Kansas City, April 26, 2019: Thanks to PrepKC and the Honeywell corporation, three students who take classes at Manual Career and Technical Education Center have more than just hope as they prepare for their careers.
PrepKC recently announced that Central Academy of Excellence senior Bryan Soto, East High School junior Shawnee Warren and Southeast High School junior Aalisha Hoskin have been awarded Honeywell Opportunity for Prosperity through Education (HOPE) Scholarships. The trio all attend half-day programs at Manual Career Tech.

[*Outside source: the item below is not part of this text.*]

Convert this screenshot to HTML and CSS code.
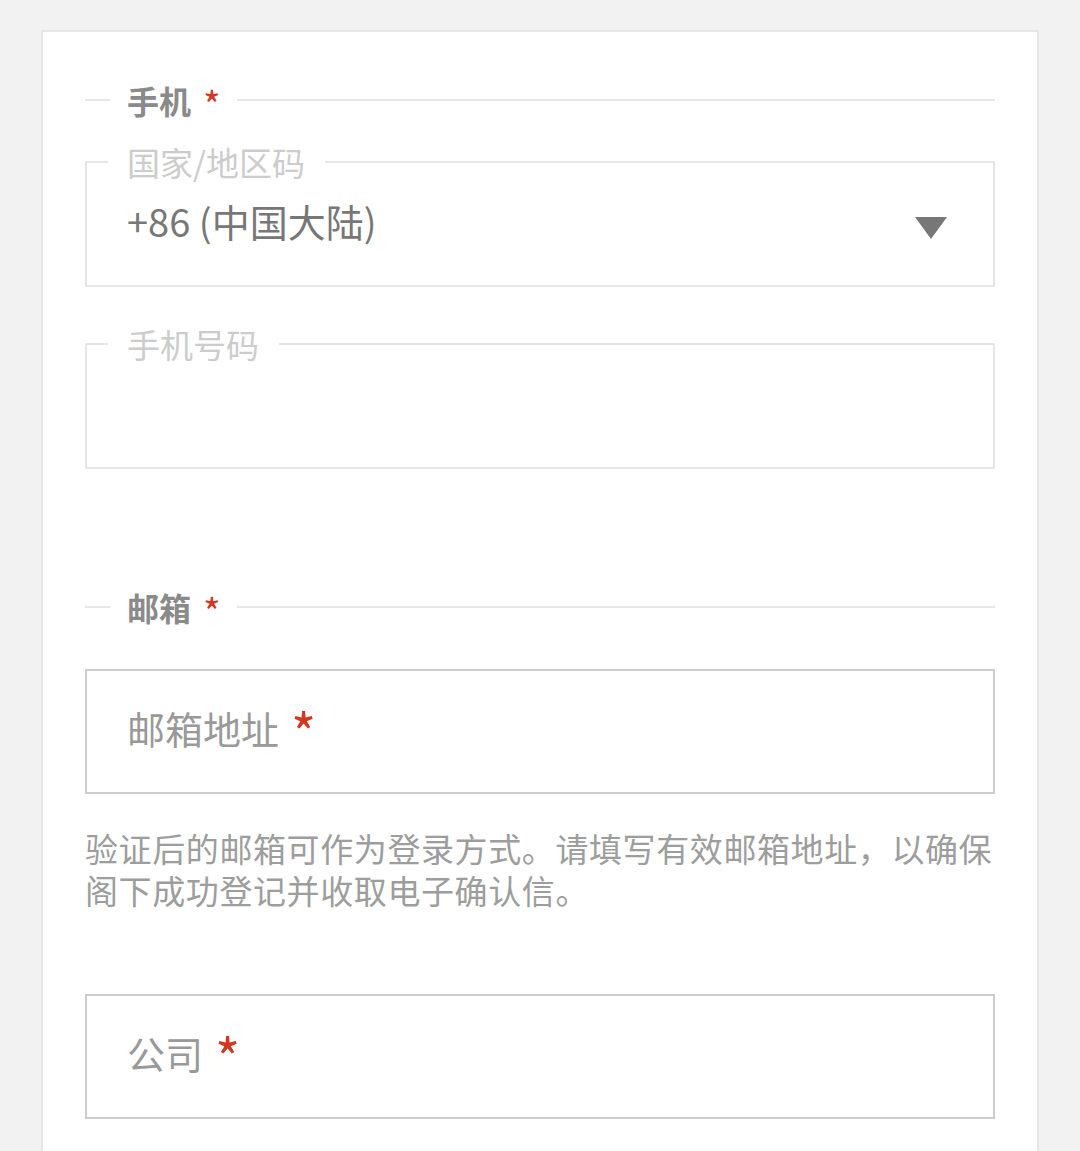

The HOPE Scholarship Program is for students with great character and a strong work ethic, according to PrepKC Career Academies Coordinator Danielle Binion. Awards range from $1,000 to a full-ride scholarship for each year of the full-time enrollment in a two-year trade or technical program at a local community college. The scholarship is renewable for up to three years, pending good academic standing and awards are based on multiple measures such as intended field of study (aligned career path at Honeywell), academic achievement, character, work experience, and financial need.
Once selected, HOPE scholarship students are matched with a Honeywell mentor to guide them and prepare them for skilled positions at Honeywell’s Kansas City National Security Campus. These are modern manufacturing jobs in support of national security.

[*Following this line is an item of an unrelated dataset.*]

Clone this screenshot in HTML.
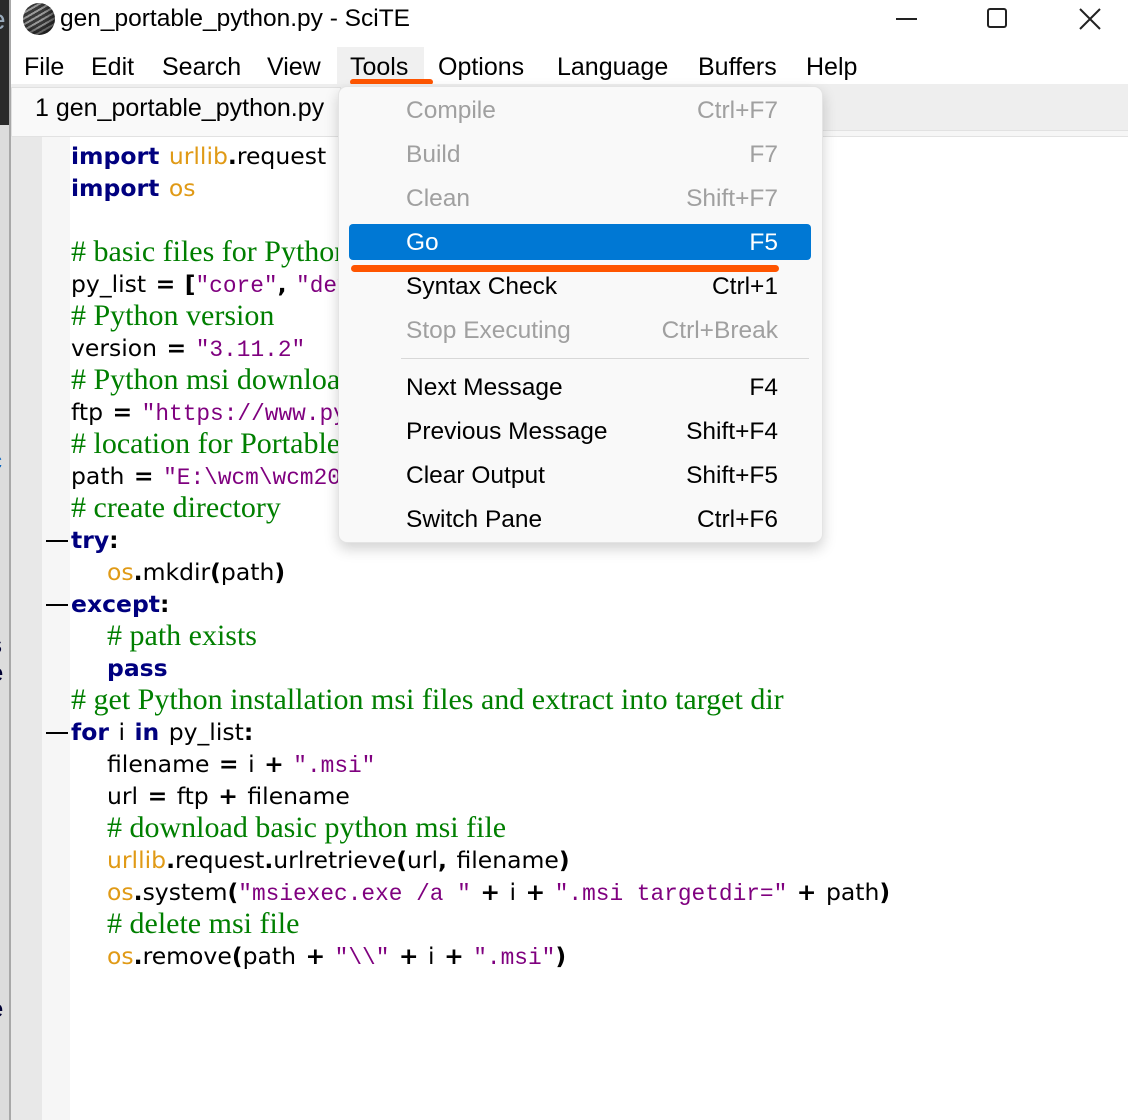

Mr. Soto recently enrolled at Metropolitan Community College-Penn Valley. Ms. Warren and Ms. Hoskin will receive their scholarships when they enroll in a qualifying college in 2020.
The scholarships are the result of hard work on the part of the three students and timely support from Manual Career Tech staff, according to Kansas City Public Schools Director of Career and Technical Education Rashawn Caruthers and Principal Tammecca Maxwell. Secondary Counselor Angela Rainey learned about the scholarships and recognized the opportunity to benefit some of her students at Manual.
“Ms. Rainey held workshops and watched webinars with her students to ensure that they were on track with their scholarship applications,” Ms. Caruthers said. “It’s a very demanding, detailed process. A lot of students give up if they don’t have that support and guidance.”